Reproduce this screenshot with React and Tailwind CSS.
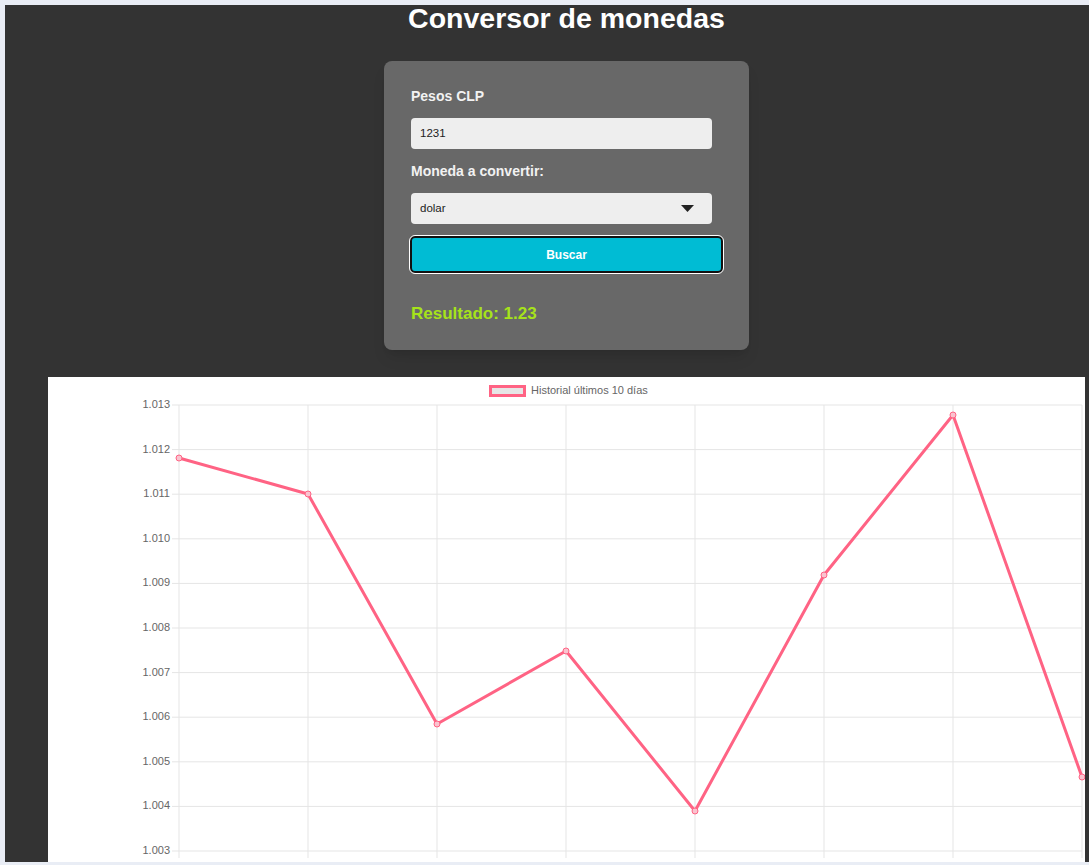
const points = [
  [131, 81],
  [260, 117],
  [389, 347],
  [518, 274],
  [647, 434],
  [776, 198],
  [905, 38],
  [1034, 400],
]

const yLabels = ['1.013', '1.012', '1.011', '1.010', '1.009', '1.008', '1.007', '1.006', '1.005', '1.004', '1.003']

function HistoryChart() {
  const rowY = (i) => 28 + i * 44.6
  const cols = [131, 260, 389, 518, 647, 776, 905, 1034]
  return (
    <svg width="1037" height="500" viewBox="0 0 1037 500" style={{ fontFamily: '"Liberation Sans", Arial, sans-serif' }}>
      {/* legend */}
      <rect x="442.5" y="9.5" width="34" height="9" fill="#e6e6e6" stroke="#ff6384" strokeWidth="3" />
      <text x="483" y="14" fontSize="11" fill="#666" dominantBaseline="middle">Historial últimos 10 días</text>

      {/* grid */}
      {yLabels.map((l, i) => (
        <g key={l}>
          <line x1="124" x2="1034" y1={rowY(i)} y2={rowY(i)} stroke="#e5e5e5" strokeWidth="1" />
          <text x="122" y={rowY(i)} fontSize="11" fill="#666" textAnchor="end" dominantBaseline="middle">{l}</text>
        </g>
      ))}
      {cols.map((x) => (
        <line key={x} x1={x} x2={x} y1="28" y2="481" stroke="#e5e5e5" strokeWidth="1" />
      ))}

      {/* data */}
      <polyline
        points={points.map((p) => p.join(',')).join(' ')}
        fill="none"
        stroke="#ff6384"
        strokeWidth="3"
        strokeLinejoin="round"
      />
      {points.map(([x, y]) => (
        <circle key={x} cx={x} cy={y} r="3" fill="#f9c3cf" stroke="#ff6384" strokeWidth="1" />
      ))}
    </svg>
  )
}

export default function App() {
  return (
    <div className="h-[865px] w-[1089px] overflow-hidden bg-[#e9edf5] pl-[5px] pt-[5px] font-['Liberation_Sans',Arial,sans-serif]">
      <div className="flex h-[857px] w-[1123px] flex-col items-center overflow-hidden bg-[#333333]">
        <h1 className="-mt-[3px] text-[28.5px] font-bold leading-[32px] text-white">Conversor de monedas</h1>

        <div className="mt-[27px] w-[365px] shrink-0 rounded-[8px] bg-[#686868] px-[27px] pb-[26px] pt-[27px] shadow-lg">
          <label className="block text-[14px] font-bold leading-[16px] text-[#f2f2f2]">Pesos CLP</label>
          <div className="mt-[14px] flex h-[31px] w-[301px] items-center rounded-[4px] bg-[#eeeeee] pl-[9px] text-[11.5px] text-[#222]">
            1231
          </div>

          <label className="mt-[14px] block text-[14px] font-bold leading-[16px] text-[#f2f2f2]">Moneda a convertir:</label>
          <div className="mt-[14px] flex h-[31px] w-[301px] items-center justify-between rounded-[4px] bg-[#eeeeee] pl-[9px] pr-[18px] text-[11.5px] text-[#222]">
            <span>dolar</span>
            <svg width="13" height="7" viewBox="0 0 13 7">
              <path d="M0 0 H13 L6.5 7 Z" fill="#222" />
            </svg>
          </div>

          <button className="-ml-[1px] mt-[12px] flex h-[37px] w-[313px] items-center justify-center rounded-[5px] border-2 border-[#111] bg-[#00bcd4] text-[12px] font-bold text-white outline outline-1 outline-white">
            Buscar
          </button>

          <p className="mt-[31px] text-[17px] font-bold leading-[20px] text-[#a6e31a]">Resultado: 1.23</p>
        </div>

        <div className="mt-[27px] h-[500px] w-[1037px] shrink-0 bg-white">
          <HistoryChart />
        </div>
      </div>
    </div>
  )
}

----

● **Exercise requirements**
Set down the complete material exactly, but do not include the images.

● **In response**
Reproduce this screenshot with React and Tailwind CSS.
const points = [
  [131, 81],
  [260, 117],
  [389, 347],
  [518, 274],
  [647, 434],
  [776, 198],
  [905, 38],
  [1034, 400],
]

const yLabels = ['1.013', '1.012', '1.011', '1.010', '1.009', '1.008', '1.007', '1.006', '1.005', '1.004', '1.003']

function HistoryChart() {
  const rowY = (i) => 28 + i * 44.6
  const cols = [131, 260, 389, 518, 647, 776, 905, 1034]
  return (
    <svg width="1037" height="500" viewBox="0 0 1037 500" style={{ fontFamily: '"Liberation Sans", Arial, sans-serif' }}>
      {/* legend */}
      <rect x="442.5" y="9.5" width="34" height="9" fill="#e6e6e6" stroke="#ff6384" strokeWidth="3" />
      <text x="483" y="14" fontSize="11" fill="#666" dominantBaseline="middle">Historial últimos 10 días</text>

      {/* grid */}
      {yLabels.map((l, i) => (
        <g key={l}>
          <line x1="124" x2="1034" y1={rowY(i)} y2={rowY(i)} stroke="#e5e5e5" strokeWidth="1" />
          <text x="122" y={rowY(i)} fontSize="11" fill="#666" textAnchor="end" dominantBaseline="middle">{l}</text>
        </g>
      ))}
      {cols.map((x) => (
        <line key={x} x1={x} x2={x} y1="28" y2="481" stroke="#e5e5e5" strokeWidth="1" />
      ))}

      {/* data */}
      <polyline
        points={points.map((p) => p.join(',')).join(' ')}
        fill="none"
        stroke="#ff6384"
        strokeWidth="3"
        strokeLinejoin="round"
      />
      {points.map(([x, y]) => (
        <circle key={x} cx={x} cy={y} r="3" fill="#f9c3cf" stroke="#ff6384" strokeWidth="1" />
      ))}
    </svg>
  )
}

export default function App() {
  return (
    <div className="h-[865px] w-[1089px] overflow-hidden bg-[#e9edf5] pl-[5px] pt-[5px] font-['Liberation_Sans',Arial,sans-serif]">
      <div className="flex h-[857px] w-[1123px] flex-col items-center overflow-hidden bg-[#333333]">
        <h1 className="-mt-[3px] text-[28.5px] font-bold leading-[32px] text-white">Conversor de monedas</h1>

        <div className="mt-[27px] w-[365px] shrink-0 rounded-[8px] bg-[#686868] px-[27px] pb-[26px] pt-[27px] shadow-lg">
          <label className="block text-[14px] font-bold leading-[16px] text-[#f2f2f2]">Pesos CLP</label>
          <div className="mt-[14px] flex h-[31px] w-[301px] items-center rounded-[4px] bg-[#eeeeee] pl-[9px] text-[11.5px] text-[#222]">
            1231
          </div>

          <label className="mt-[14px] block text-[14px] font-bold leading-[16px] text-[#f2f2f2]">Moneda a convertir:</label>
          <div className="mt-[14px] flex h-[31px] w-[301px] items-center justify-between rounded-[4px] bg-[#eeeeee] pl-[9px] pr-[18px] text-[11.5px] text-[#222]">
            <span>dolar</span>
            <svg width="13" height="7" viewBox="0 0 13 7">
              <path d="M0 0 H13 L6.5 7 Z" fill="#222" />
            </svg>
          </div>

          <button className="-ml-[1px] mt-[12px] flex h-[37px] w-[313px] items-center justify-center rounded-[5px] border-2 border-[#111] bg-[#00bcd4] text-[12px] font-bold text-white outline outline-1 outline-white">
            Buscar
          </button>

          <p className="mt-[31px] text-[17px] font-bold leading-[20px] text-[#a6e31a]">Resultado: 1.23</p>
        </div>

        <div className="mt-[27px] h-[500px] w-[1037px] shrink-0 bg-white">
          <HistoryChart />
        </div>
      </div>
    </div>
  )
}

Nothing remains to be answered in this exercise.